Vicious Circus (2002) is the title of a necklace that I made after the Al Qaeda terrorist attacks on September 1, 2001.  At the time I was shocked by the hateful conversations that I heard publicly and privately about Muslims.  The necklace has five mouths cast in silver with gold snake tongues coming out of them set in a circus themed arrangement. 9.1.01 was a real tragedy and it was appropriate to be outraged and sad but the government used it as a rally cry for war. Our president told the American people that Saddam Hussein had weapons of mass destruction to justify an expensive war in Iraq and stirred up a hornets nest of violence in the Middle East. I'm hearing and reading the same hateful talk now from the new administration.

 Beans in Your Ears is made of silver, gold, bronze, copper, glass, gemstones and found objects.

 Beans in Your Ears, a necklace from 1996, was inspired by PTA meetings at my daughter's school where everyone talked and nobody listened. The 2016 Republican party debates were shouting free-for-all's where nobody was listening, but I'm also witnessing Facebook posts where people just vent.  Our new president uses Twitter to rant and he exhibits little patience for listening to people with experience in government.  I'm glad I own this necklace because I need to start wearing it again.

 Terminology is made from IBM typewriter balls, silver American coins and brass Japanese coins.

Terminology (1996) was also inspired  by PTA meetings at my daughter's school where well-intentioned white people were insulting people of color with their choice of words.  Terminology addresses six hot topics: each tablet-shaped-bead is stamped with politically correct terminology on one side and politically incorrect terminology on the other. The hot topics are gender reference, obesity, race, swearing, political identification, and descriptions of sexual organs. I stamped the word pussy on the inappropriate side but I am hearing that word a lot now in public.

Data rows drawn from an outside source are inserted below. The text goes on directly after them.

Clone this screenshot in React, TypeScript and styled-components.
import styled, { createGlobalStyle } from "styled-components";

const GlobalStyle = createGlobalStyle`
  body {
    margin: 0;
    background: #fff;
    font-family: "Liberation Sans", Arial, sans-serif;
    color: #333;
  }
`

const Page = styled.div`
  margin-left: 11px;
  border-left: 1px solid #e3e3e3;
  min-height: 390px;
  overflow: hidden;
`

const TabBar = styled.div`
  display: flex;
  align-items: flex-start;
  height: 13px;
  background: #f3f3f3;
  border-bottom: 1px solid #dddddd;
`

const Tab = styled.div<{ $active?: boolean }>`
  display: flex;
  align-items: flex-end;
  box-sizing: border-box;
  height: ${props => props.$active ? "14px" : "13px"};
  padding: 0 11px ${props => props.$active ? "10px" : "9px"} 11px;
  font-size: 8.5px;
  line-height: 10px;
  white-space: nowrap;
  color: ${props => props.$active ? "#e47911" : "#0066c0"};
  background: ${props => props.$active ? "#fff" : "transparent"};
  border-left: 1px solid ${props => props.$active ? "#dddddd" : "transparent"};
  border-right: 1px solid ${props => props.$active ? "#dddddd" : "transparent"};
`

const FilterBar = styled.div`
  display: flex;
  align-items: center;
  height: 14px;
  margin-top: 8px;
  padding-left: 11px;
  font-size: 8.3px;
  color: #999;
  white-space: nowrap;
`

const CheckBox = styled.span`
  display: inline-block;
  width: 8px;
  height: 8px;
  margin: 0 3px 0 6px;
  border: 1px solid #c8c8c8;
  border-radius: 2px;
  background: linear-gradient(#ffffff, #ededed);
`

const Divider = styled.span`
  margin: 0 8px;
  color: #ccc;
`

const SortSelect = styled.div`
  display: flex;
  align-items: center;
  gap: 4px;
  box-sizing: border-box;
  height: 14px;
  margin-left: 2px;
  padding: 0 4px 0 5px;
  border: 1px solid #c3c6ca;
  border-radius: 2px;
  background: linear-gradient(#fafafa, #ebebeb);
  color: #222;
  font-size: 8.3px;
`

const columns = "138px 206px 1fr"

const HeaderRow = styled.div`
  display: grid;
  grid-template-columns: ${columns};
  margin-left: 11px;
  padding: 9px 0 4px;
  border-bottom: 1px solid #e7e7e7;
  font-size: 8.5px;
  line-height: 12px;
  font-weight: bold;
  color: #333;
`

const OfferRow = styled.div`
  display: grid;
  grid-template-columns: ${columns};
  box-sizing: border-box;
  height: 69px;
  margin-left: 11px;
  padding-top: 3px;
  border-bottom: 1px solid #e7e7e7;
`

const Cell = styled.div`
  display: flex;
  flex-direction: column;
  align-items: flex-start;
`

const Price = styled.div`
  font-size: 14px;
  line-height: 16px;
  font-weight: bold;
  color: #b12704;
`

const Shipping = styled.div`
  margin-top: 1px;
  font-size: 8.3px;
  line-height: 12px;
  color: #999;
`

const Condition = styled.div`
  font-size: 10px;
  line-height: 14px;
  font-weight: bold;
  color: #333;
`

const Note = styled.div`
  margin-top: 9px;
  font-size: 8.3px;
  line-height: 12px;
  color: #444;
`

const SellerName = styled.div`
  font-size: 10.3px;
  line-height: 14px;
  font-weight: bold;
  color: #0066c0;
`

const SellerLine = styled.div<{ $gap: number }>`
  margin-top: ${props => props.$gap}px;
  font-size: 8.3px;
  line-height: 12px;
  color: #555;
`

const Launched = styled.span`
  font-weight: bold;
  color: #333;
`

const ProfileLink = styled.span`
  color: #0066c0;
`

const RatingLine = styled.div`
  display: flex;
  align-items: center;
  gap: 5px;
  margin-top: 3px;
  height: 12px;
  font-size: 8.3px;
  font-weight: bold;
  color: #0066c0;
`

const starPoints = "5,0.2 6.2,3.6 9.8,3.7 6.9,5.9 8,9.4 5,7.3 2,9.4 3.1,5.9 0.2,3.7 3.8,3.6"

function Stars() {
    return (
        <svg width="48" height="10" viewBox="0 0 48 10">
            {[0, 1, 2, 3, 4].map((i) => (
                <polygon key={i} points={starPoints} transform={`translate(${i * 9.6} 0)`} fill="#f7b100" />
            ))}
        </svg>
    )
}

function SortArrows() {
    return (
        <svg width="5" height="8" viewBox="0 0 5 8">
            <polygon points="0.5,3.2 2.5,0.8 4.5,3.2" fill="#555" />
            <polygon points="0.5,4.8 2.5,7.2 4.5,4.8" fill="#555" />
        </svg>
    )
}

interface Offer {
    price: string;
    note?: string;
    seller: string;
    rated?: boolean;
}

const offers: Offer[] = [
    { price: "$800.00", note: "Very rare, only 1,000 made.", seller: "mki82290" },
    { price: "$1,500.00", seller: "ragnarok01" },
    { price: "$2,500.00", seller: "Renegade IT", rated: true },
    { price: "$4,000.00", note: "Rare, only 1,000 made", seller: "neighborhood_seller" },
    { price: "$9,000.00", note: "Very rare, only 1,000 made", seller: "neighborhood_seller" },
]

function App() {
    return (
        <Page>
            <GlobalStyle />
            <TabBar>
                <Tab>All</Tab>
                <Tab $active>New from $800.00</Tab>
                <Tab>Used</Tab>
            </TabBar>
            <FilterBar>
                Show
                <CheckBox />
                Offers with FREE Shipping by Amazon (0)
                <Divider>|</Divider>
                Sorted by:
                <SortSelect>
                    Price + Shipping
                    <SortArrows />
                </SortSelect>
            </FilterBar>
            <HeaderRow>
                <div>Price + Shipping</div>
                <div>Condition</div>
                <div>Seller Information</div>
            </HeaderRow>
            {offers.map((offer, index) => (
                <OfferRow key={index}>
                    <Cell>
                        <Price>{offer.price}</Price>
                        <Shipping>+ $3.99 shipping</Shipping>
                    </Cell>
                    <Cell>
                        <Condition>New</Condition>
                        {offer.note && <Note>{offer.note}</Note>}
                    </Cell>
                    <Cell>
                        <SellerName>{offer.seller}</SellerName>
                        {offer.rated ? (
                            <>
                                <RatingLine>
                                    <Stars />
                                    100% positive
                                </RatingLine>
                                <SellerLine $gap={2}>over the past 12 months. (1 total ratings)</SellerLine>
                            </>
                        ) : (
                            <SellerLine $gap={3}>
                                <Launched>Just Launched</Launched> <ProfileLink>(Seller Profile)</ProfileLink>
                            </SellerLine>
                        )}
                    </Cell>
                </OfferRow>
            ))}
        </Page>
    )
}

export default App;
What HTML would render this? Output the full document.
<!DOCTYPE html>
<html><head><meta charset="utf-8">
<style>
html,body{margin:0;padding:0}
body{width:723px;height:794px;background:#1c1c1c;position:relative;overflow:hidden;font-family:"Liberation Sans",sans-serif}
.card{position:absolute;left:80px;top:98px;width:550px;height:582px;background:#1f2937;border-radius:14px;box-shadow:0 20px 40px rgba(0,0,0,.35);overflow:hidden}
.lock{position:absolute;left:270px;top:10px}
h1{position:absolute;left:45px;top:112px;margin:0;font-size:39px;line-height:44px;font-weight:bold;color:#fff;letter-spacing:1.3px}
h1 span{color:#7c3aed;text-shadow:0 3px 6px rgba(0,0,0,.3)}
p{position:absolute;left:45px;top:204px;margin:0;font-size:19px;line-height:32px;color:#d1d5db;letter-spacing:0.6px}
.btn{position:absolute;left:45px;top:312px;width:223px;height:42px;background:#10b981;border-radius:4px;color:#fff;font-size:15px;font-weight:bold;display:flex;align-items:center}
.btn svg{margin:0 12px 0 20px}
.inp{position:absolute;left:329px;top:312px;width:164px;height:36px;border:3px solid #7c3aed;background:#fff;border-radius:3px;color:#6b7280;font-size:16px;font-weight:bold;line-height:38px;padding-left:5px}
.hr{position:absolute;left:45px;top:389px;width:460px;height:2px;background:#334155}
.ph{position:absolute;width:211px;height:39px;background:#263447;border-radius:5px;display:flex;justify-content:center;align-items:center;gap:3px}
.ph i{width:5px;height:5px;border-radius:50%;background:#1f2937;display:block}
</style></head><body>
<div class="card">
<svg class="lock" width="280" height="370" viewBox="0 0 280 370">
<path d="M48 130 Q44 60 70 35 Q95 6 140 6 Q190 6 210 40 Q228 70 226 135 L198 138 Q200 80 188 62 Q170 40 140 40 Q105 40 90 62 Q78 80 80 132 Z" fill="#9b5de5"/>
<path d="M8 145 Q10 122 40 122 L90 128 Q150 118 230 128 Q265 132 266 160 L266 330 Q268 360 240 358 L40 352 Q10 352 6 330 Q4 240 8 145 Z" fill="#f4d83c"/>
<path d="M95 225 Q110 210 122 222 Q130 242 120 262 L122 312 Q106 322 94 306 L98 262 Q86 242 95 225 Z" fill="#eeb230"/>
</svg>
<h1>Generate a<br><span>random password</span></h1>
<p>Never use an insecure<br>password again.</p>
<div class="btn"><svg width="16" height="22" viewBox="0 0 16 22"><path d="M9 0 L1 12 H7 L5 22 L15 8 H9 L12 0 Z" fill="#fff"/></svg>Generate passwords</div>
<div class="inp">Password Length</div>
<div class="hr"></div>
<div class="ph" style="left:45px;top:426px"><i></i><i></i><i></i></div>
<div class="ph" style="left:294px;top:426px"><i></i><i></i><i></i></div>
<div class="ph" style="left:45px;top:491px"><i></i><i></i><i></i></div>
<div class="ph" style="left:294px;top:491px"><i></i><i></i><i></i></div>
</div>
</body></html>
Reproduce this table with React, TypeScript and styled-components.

 Mantle for Textual Assault is made from steel, aluminum, brass, and found objects.

 Mantle for Textual Assault is armor that we finished in 2015. At that time I was commenting on Internet trolls making hostile and inappropriate references to women. I felt that email, Twitter, Facebook, and texting encouraged people to say cruel and inconsiderate things because the authors are invisible. We are more careful when were are talking on the phone or writing a letter.  My cautionary advice, THINK SLOW and THINK SMART, was based on rules that we learned with older, slower forms of communication. I had absolutely no idea how relevant Mantle for Textual Assault would be in the 2016 election.

  My job as an artist is to observe human behavior and comment on it. From the vantage point of age, I am watching human behavior patterns repeat themselves. While it may feel like change everything is really just the same.